Czytelnicy szwedzkiego magazynu motoryzacyjnego Vi Bilägare wybrali dziesięć najbardziej „paliwożernych” samochodów ostateniej dekady. Co ciekawe, w finałowej dziesiątce znalazły się aż cztery samochody elektryczne, przełamując popularną opinię o oszczędności alternatywnych źródeł napędu.
Czytelnicy poproszeni zostali o ocenę swoich pojazdów pod kątem satysfakcji z zasięgu i zużycia paliwa. W grę wchodziły roczniki 2013-2024. W badaniu nie brano pod uwagę danych i liczb bezwzględnych, ale ocenę użytkowników, którzy mogli oznaczyć samochody w skali od 1 (najgorzej) do 1000 (najlepiej). Wyniki miały wykazać, jak przedstawiane przez producentów liczby mają się faktycznie do codziennego życia.

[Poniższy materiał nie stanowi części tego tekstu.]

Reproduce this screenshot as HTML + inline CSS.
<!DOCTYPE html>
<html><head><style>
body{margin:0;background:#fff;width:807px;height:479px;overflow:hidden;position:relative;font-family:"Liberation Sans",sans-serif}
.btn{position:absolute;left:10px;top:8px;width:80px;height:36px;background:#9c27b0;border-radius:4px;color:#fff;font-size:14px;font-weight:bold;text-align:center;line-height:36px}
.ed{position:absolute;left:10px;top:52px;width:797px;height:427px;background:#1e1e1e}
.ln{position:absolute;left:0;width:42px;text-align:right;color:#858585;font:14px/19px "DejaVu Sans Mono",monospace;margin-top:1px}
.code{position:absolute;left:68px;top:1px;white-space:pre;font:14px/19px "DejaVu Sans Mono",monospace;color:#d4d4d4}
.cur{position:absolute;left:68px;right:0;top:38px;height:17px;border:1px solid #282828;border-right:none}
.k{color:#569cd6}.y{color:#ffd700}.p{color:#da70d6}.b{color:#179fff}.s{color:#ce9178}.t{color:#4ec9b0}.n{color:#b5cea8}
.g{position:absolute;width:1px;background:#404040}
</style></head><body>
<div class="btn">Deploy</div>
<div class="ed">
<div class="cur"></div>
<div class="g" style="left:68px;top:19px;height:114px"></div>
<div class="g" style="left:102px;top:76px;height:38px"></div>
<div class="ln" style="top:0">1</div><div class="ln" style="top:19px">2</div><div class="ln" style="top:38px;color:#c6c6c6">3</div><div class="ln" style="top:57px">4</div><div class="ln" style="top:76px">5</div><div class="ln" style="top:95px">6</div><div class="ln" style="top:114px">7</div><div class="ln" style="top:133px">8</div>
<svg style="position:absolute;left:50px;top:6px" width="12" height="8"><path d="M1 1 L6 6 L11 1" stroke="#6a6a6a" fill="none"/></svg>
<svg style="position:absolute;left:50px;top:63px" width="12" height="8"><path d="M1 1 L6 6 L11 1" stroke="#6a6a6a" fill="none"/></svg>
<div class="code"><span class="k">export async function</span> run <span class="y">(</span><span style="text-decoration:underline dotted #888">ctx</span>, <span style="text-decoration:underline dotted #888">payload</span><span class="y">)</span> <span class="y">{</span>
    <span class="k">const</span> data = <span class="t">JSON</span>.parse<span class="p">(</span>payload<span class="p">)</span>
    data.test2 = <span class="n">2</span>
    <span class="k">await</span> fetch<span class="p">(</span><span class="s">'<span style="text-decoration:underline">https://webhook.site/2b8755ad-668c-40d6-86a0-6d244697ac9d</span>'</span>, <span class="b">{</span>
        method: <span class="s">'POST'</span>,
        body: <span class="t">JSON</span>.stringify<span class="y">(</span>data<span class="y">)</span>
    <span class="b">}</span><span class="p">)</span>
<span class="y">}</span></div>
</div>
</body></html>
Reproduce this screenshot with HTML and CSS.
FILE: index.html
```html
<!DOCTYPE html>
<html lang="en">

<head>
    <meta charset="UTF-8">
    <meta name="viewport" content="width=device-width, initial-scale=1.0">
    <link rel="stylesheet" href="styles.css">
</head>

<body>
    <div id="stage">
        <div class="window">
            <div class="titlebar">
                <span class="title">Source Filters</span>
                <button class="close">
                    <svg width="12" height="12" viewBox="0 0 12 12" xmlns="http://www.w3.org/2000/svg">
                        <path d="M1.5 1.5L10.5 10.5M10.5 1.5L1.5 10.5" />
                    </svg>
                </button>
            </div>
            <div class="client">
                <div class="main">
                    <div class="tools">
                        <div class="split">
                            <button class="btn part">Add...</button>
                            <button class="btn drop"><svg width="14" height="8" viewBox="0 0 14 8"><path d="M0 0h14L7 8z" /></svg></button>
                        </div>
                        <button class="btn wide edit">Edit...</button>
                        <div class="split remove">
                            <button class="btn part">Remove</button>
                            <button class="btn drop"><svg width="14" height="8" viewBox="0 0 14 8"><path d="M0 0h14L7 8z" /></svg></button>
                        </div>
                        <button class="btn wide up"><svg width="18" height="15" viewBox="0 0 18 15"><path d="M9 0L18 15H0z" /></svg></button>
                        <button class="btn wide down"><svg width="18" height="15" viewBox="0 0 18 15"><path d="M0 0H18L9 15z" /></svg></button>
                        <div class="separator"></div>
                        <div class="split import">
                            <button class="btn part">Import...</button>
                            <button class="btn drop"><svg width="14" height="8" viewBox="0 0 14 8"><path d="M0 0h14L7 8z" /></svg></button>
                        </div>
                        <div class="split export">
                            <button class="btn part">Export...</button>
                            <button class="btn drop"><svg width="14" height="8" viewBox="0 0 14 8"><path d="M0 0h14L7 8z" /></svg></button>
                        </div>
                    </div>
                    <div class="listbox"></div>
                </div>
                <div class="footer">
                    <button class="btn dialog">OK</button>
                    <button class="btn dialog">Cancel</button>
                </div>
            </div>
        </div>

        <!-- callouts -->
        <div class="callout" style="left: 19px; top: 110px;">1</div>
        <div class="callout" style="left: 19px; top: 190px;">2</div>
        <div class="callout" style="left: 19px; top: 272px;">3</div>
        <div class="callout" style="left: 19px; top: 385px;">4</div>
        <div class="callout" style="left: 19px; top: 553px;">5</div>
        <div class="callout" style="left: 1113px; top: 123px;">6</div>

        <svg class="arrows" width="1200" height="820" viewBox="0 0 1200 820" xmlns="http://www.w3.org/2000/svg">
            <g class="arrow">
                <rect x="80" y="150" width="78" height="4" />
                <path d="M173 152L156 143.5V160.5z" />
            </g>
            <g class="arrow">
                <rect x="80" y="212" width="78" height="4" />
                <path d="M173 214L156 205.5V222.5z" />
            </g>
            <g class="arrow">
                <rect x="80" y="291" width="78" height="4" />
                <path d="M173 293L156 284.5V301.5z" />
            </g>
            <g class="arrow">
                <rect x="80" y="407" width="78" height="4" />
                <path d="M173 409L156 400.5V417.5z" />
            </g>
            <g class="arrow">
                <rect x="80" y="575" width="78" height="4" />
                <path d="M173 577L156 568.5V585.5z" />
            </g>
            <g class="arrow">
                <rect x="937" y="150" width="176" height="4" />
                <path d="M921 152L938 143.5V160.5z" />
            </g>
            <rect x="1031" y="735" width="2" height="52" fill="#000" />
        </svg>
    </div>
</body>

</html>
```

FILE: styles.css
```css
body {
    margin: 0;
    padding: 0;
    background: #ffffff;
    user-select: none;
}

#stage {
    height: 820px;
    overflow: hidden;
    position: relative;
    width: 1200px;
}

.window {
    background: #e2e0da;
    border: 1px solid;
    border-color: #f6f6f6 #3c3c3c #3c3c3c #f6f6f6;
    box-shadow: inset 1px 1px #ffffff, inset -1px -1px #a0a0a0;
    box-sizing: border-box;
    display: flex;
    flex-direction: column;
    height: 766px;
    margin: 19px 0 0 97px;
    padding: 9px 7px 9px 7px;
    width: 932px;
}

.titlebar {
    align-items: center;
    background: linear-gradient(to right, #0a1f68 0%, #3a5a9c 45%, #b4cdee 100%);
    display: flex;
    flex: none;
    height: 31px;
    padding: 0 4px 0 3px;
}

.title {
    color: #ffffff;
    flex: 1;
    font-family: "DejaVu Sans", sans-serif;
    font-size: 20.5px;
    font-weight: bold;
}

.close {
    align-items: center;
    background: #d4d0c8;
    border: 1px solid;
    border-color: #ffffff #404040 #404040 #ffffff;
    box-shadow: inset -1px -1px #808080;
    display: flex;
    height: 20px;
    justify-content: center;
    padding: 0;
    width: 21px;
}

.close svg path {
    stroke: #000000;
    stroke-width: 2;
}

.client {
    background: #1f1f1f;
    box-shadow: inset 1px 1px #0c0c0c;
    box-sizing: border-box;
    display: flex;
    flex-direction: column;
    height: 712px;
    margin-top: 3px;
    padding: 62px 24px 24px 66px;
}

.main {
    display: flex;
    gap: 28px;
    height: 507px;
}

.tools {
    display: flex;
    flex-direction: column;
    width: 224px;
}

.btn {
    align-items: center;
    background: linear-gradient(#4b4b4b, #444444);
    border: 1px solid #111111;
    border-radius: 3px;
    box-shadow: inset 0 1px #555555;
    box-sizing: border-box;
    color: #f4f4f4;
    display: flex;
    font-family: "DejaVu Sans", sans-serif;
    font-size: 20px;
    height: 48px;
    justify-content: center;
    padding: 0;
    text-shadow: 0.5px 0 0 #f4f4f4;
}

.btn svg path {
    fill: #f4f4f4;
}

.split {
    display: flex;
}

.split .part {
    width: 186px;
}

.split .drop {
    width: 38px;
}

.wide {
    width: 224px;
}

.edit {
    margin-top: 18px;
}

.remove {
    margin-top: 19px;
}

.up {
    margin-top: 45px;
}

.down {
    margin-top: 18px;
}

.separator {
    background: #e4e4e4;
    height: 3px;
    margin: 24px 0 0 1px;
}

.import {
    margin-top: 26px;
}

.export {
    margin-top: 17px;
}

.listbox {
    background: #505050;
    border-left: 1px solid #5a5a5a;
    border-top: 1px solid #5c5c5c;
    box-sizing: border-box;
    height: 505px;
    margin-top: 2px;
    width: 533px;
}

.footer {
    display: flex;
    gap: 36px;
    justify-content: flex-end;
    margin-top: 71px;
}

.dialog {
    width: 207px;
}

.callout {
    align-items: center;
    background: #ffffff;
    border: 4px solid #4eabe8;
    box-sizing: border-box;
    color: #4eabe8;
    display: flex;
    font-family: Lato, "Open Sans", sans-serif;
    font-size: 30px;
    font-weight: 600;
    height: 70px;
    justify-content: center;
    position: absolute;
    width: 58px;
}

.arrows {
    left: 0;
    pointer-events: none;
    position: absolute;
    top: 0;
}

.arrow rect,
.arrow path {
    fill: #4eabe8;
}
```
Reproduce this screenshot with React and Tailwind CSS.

W dziesiątce najbardziej „rozczarowujących” samochodów znalazły się aż cztery samochody elektryczne. Użytkownicy nie mieli najlepszego zdania o szwedzko-chińskim Polestar 2, także dwóch elektrycznych autach Grupy Volkswagen: Skodzie Enyaq i Volkswagenie ID.4. Co ciekawe, za największe rozczarowanie uznano Nissana Leaf – prekursora w dziedzinie elektromobilności w Szwecji.
Wesprzyj nas już teraz!
Taką ocenę Nissana można jednak łatwo wytłumaczyć. Jako jeden z pierwszych „elektryków” na szwedzkich drogach odstaje pod względem technologicznym od współczesnych modeli. Zwłaszcza pierwsza generacja ma niewielkie (z reguły 24 kWh) baterie, pozbawione układu chłodzenia. Samochód nie posiada na wyposażeniu również pompy ciepła, co zwłaszcza przy niskich temperaturach wpływa na skokowe zapotrzebowanie paliwa.
Zaskakująco dobrze radzą sobie natomiast najmłodsze samochody elektryczne od Elona Muska. Za najbardziej energooszczędne auto uznano Teslę Model 3. Drugie miejsce zajęła Tesla model Y.